The simplest fix I could suggest at this point may be to boot into the F36 kernel. (complete the ‘welcome’ steps as you wish), then do cat /etc/fedora-release to see what version the system actually believes it is.

If it returns as fedora 37 then potentially you may be able to solve the boot problem with 37 by doing

  1. dnf list installed kernel to see what exact kernel info is related to the 37 kernel.

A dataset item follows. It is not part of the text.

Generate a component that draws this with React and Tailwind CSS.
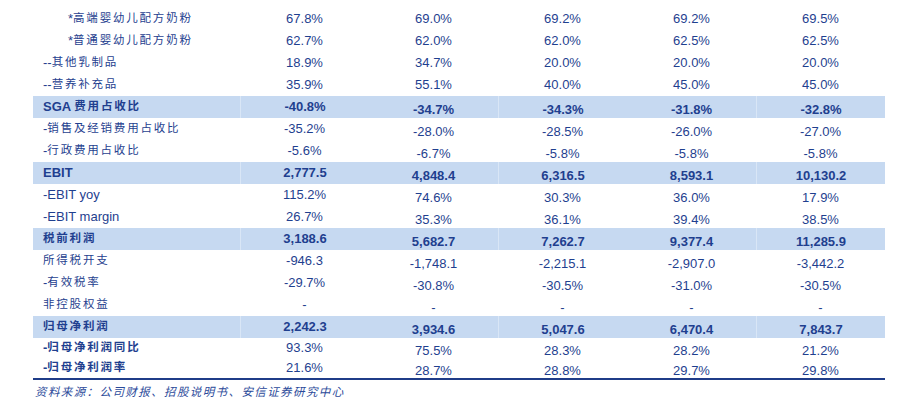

I have kernel 6.1.13 so that gives me kernel version 6.1.13-200.fc37 installed.
  2. dnf remove kernel*6.1.13-200.fc37* would remove all kernel packages related to that kernel version.
  3. reboot to allow the system to know that kernel is no longer installed.
  4. dnf upgrade --refresh to reinstall the latest kernel and to verify everything else is fully up to date.
  5. reboot again to use the f37 kernel.

This should work and ensure the latest kernel is working.

It would say Welcome to F37! and then it continues to load more things as shown on the output screen. It didn’t hang on the Welcome line. There are many lines after that that continue the boot process.

I cannot boot into any kernal. I listed where it hung at each boot option. Did you mean to access the console after attempting a boot (and it hanging)? What was the key command to access the console during the boot process again?

After the initial install I waited 30 minutes while it hung on the same line. The other boot options I tried, I waited 10 minutes each time.

You can try interrupting grub, and adding systemd.zram=0 to the kernel parameters.

that should disable zram.

I tried thie zram0 thing, but it still hung.

I was able to access the terminal after it had said Welcome to Fedora 37 and it was just hanging (ie: no login screen). When I list installed kernel, it is the same one as yours, but it says @ updates.

When I do the dnf remove kernel command (which I had to sudo to do) it says:

Error:
Problem: The operation would result in removing the following protected packages: kernel-core

So it does not allow me to remove it. :confused:

You cannot remove the kernel that was booted.
The command uname -a will show the booted kernel.

After it hung again, I tried doing an update via sudo dnf upgrade --refresh (without first removing the kernel). It downloaded and installed the updates for 6.1.14 but it still hung (I left it for many hours) at:

Started rpc-statd-notify.s…m - Notify Nfs peer of a restart.

I am unsure how I would boot into a f36 kernel since even though it says f36 as one of the options in the GRUB, booting that option, the kernel shows as f37.

Also, using the F37 installation disk, I am unable to access the files under my user name. So I sure need to fix this rather than just do a reinstall.

Using the F37 install disk, where do I find my unsuccessful boot logs?